Problem -> For the copy, please give all of the data again exactly and leave the pictures out.

Information supplied ->
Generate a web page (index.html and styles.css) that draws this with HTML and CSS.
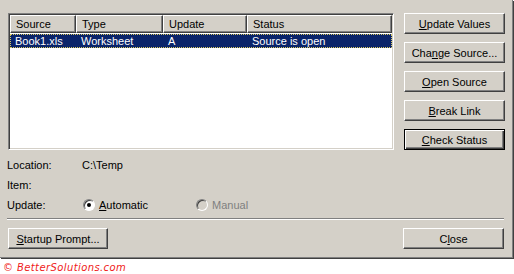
FILE: index.html
```html
<!DOCTYPE html>
<html>
  <head>
    <title>Edit Links</title>
    <link rel="stylesheet" href="styles.css">
  </head>
  <body>
    <div class="dialog">
      <div class="top">
        <div class="list">
          <div class="list-header">
            <div class="col col-source">Source</div>
            <div class="col col-type">Type</div>
            <div class="col col-update">Update</div>
            <div class="col col-status">Status</div>
          </div>
          <div class="list-row selected">
            <div class="cell col-source">Book1.xls</div>
            <div class="cell col-type">Worksheet</div>
            <div class="cell col-update">A</div>
            <div class="cell col-status">Source is open</div>
          </div>
        </div>
        <div class="side-buttons">
          <button class="btn"><u>U</u>pdate Values</button>
          <button class="btn">Cha<u>n</u>ge Source...</button>
          <button class="btn"><u>O</u>pen Source</button>
          <button class="btn"><u>B</u>reak Link</button>
          <button class="btn btn-default"><u>C</u>heck Status</button>
        </div>
      </div>

      <div class="info">
        <div class="info-row">
          <span class="info-label">Location:</span>
          <span class="info-value">C:\Temp</span>
        </div>
        <div class="info-row">
          <span class="info-label">Item:</span>
        </div>
        <div class="info-row">
          <span class="info-label">Update:</span>
          <span class="radio checked"><span class="dot"></span><span><u>A</u>utomatic</span></span>
          <span class="radio disabled"><span class="dot"></span><span>Manual</span></span>
        </div>
      </div>

      <div class="separator"></div>

      <div class="bottom">
        <button class="btn btn-wide"><u>S</u>tartup Prompt...</button>
        <button class="btn">C<u>l</u>ose</button>
      </div>
    </div>
    <div class="credit">© BetterSolutions.com</div>
  </body>
</html>
```

FILE: styles.css
```css
body {
  margin: 0;
  background: #fff;
  font-family: "Liberation Sans", Arial, sans-serif;
  font-size: 11px;
  color: #000;
}

.dialog {
  width: 512px;
  height: 257px;
  background: #d4d0c8;
  border-right: 1px solid #808080;
  border-bottom: 1px solid #808080;
  box-shadow: 1px 1px 0 #404040;
}

.top {
  display: flex;
  padding: 13px 0 0 8px;
}

/* list view */
.list {
  width: 382px;
  height: 133px;
  background: #fff;
  border: 1px solid;
  border-color: #808080 #fff #fff #808080;
  box-shadow: inset 1px 1px 0 #404040, inset -1px -1px 0 #d4d0c8;
  padding: 1px;
}

.list-header {
  display: flex;
  height: 18px;
}

.list-header .col {
  box-sizing: border-box;
  background: #d4d0c8;
  border: 1px solid;
  border-color: #fff #404040 #404040 #fff;
  box-shadow: inset -1px -1px 0 #808080;
  padding: 2px 0 0 5px;
  line-height: 13px;
}

.col-source { width: 66px; }
.col-type { width: 87px; }
.col-update { width: 84px; }
.col-status { width: 145px; }

.list-row {
  display: flex;
  height: 14px;
  margin-top: 1px;
  line-height: 14px;
}

.list-row.selected {
  background: #0a246a;
  color: #fff;
  outline: 1px dotted #d8c860;
  outline-offset: -1px;
}

.cell {
  padding-left: 5px;
  box-sizing: border-box;
}

.side-buttons {
  display: flex;
  flex-direction: column;
  gap: 8px;
  margin-left: 10px;
}

/* classic buttons */
.btn {
  box-sizing: border-box;
  width: 101px;
  height: 21px;
  background: #d4d0c8;
  border: 1px solid;
  border-color: #fff #404040 #404040 #fff;
  box-shadow: inset -1px -1px 0 #808080;
  font-family: inherit;
  font-size: 11px;
  color: #000;
  padding: 0;
  margin: 0;
}

.btn-default {
  border: 1px solid #000;
  box-shadow: inset 1px 1px 0 #fff, inset -1px -1px 0 #404040, inset -2px -2px 0 #808080;
}

.btn-wide {
  width: 100px;
}

.info {
  padding: 5px 0 0 7px;
}

.info-row {
  display: flex;
  align-items: center;
  height: 20px;
}

.info-label {
  width: 75px;
}

.radio {
  display: flex;
  align-items: center;
  gap: 4px;
}

.radio .dot {
  width: 10px;
  height: 10px;
  border-radius: 50%;
  background: #fff;
  border: 1px solid;
  border-color: #808080 #fff #fff #808080;
  box-shadow: inset 1px 1px 0 #404040;
  position: relative;
  margin-left: 1px;
}

.radio.checked {
  width: 113px;
}

.radio.checked .dot::after {
  content: "";
  position: absolute;
  left: 3px;
  top: 3px;
  width: 4px;
  height: 4px;
  border-radius: 50%;
  background: #000;
}

.radio.disabled {
  color: #808080;
}

.radio.disabled .dot {
  background: #d4d0c8;
}

.separator {
  margin: 3px 8px 0 7px;
  border-top: 1px solid #808080;
  border-bottom: 1px solid #fff;
}

.bottom {
  display: flex;
  justify-content: space-between;
  padding: 8px 8px 0 8px;
}

.credit {
  margin: 4px 0 0 3px;
  color: #f02020;
  font-family: "DejaVu Sans", Verdana, sans-serif;
  font-style: italic;
  font-size: 10px;
  letter-spacing: 0.4px;
}
```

Answer to this task ->
Generate a web page (index.html and styles.css) that draws this with HTML and CSS.
FILE: index.html
```html
<!DOCTYPE html>
<html>
  <head>
    <title>Edit Links</title>
    <link rel="stylesheet" href="styles.css">
  </head>
  <body>
    <div class="dialog">
      <div class="top">
        <div class="list">
          <div class="list-header">
            <div class="col col-source">Source</div>
            <div class="col col-type">Type</div>
            <div class="col col-update">Update</div>
            <div class="col col-status">Status</div>
          </div>
          <div class="list-row selected">
            <div class="cell col-source">Book1.xls</div>
            <div class="cell col-type">Worksheet</div>
            <div class="cell col-update">A</div>
            <div class="cell col-status">Source is open</div>
          </div>
        </div>
        <div class="side-buttons">
          <button class="btn"><u>U</u>pdate Values</button>
          <button class="btn">Cha<u>n</u>ge Source...</button>
          <button class="btn"><u>O</u>pen Source</button>
          <button class="btn"><u>B</u>reak Link</button>
          <button class="btn btn-default"><u>C</u>heck Status</button>
        </div>
      </div>

      <div class="info">
        <div class="info-row">
          <span class="info-label">Location:</span>
          <span class="info-value">C:\Temp</span>
        </div>
        <div class="info-row">
          <span class="info-label">Item:</span>
        </div>
        <div class="info-row">
          <span class="info-label">Update:</span>
          <span class="radio checked"><span class="dot"></span><span><u>A</u>utomatic</span></span>
          <span class="radio disabled"><span class="dot"></span><span>Manual</span></span>
        </div>
      </div>

      <div class="separator"></div>

      <div class="bottom">
        <button class="btn btn-wide"><u>S</u>tartup Prompt...</button>
        <button class="btn">C<u>l</u>ose</button>
      </div>
    </div>
    <div class="credit">© BetterSolutions.com</div>
  </body>
</html>
```

FILE: styles.css
```css
body {
  margin: 0;
  background: #fff;
  font-family: "Liberation Sans", Arial, sans-serif;
  font-size: 11px;
  color: #000;
}

.dialog {
  width: 512px;
  height: 257px;
  background: #d4d0c8;
  border-right: 1px solid #808080;
  border-bottom: 1px solid #808080;
  box-shadow: 1px 1px 0 #404040;
}

.top {
  display: flex;
  padding: 13px 0 0 8px;
}

/* list view */
.list {
  width: 382px;
  height: 133px;
  background: #fff;
  border: 1px solid;
  border-color: #808080 #fff #fff #808080;
  box-shadow: inset 1px 1px 0 #404040, inset -1px -1px 0 #d4d0c8;
  padding: 1px;
}

.list-header {
  display: flex;
  height: 18px;
}

.list-header .col {
  box-sizing: border-box;
  background: #d4d0c8;
  border: 1px solid;
  border-color: #fff #404040 #404040 #fff;
  box-shadow: inset -1px -1px 0 #808080;
  padding: 2px 0 0 5px;
  line-height: 13px;
}

.col-source { width: 66px; }
.col-type { width: 87px; }
.col-update { width: 84px; }
.col-status { width: 145px; }

.list-row {
  display: flex;
  height: 14px;
  margin-top: 1px;
  line-height: 14px;
}

.list-row.selected {
  background: #0a246a;
  color: #fff;
  outline: 1px dotted #d8c860;
  outline-offset: -1px;
}

.cell {
  padding-left: 5px;
  box-sizing: border-box;
}

.side-buttons {
  display: flex;
  flex-direction: column;
  gap: 8px;
  margin-left: 10px;
}

/* classic buttons */
.btn {
  box-sizing: border-box;
  width: 101px;
  height: 21px;
  background: #d4d0c8;
  border: 1px solid;
  border-color: #fff #404040 #404040 #fff;
  box-shadow: inset -1px -1px 0 #808080;
  font-family: inherit;
  font-size: 11px;
  color: #000;
  padding: 0;
  margin: 0;
}

.btn-default {
  border: 1px solid #000;
  box-shadow: inset 1px 1px 0 #fff, inset -1px -1px 0 #404040, inset -2px -2px 0 #808080;
}

.btn-wide {
  width: 100px;
}

.info {
  padding: 5px 0 0 7px;
}

.info-row {
  display: flex;
  align-items: center;
  height: 20px;
}

.info-label {
  width: 75px;
}

.radio {
  display: flex;
  align-items: center;
  gap: 4px;
}

.radio .dot {
  width: 10px;
  height: 10px;
  border-radius: 50%;
  background: #fff;
  border: 1px solid;
  border-color: #808080 #fff #fff #808080;
  box-shadow: inset 1px 1px 0 #404040;
  position: relative;
  margin-left: 1px;
}

.radio.checked {
  width: 113px;
}

.radio.checked .dot::after {
  content: "";
  position: absolute;
  left: 3px;
  top: 3px;
  width: 4px;
  height: 4px;
  border-radius: 50%;
  background: #000;
}

.radio.disabled {
  color: #808080;
}

.radio.disabled .dot {
  background: #d4d0c8;
}

.separator {
  margin: 3px 8px 0 7px;
  border-top: 1px solid #808080;
  border-bottom: 1px solid #fff;
}

.bottom {
  display: flex;
  justify-content: space-between;
  padding: 8px 8px 0 8px;
}

.credit {
  margin: 4px 0 0 3px;
  color: #f02020;
  font-family: "DejaVu Sans", Verdana, sans-serif;
  font-style: italic;
  font-size: 10px;
  letter-spacing: 0.4px;
}
```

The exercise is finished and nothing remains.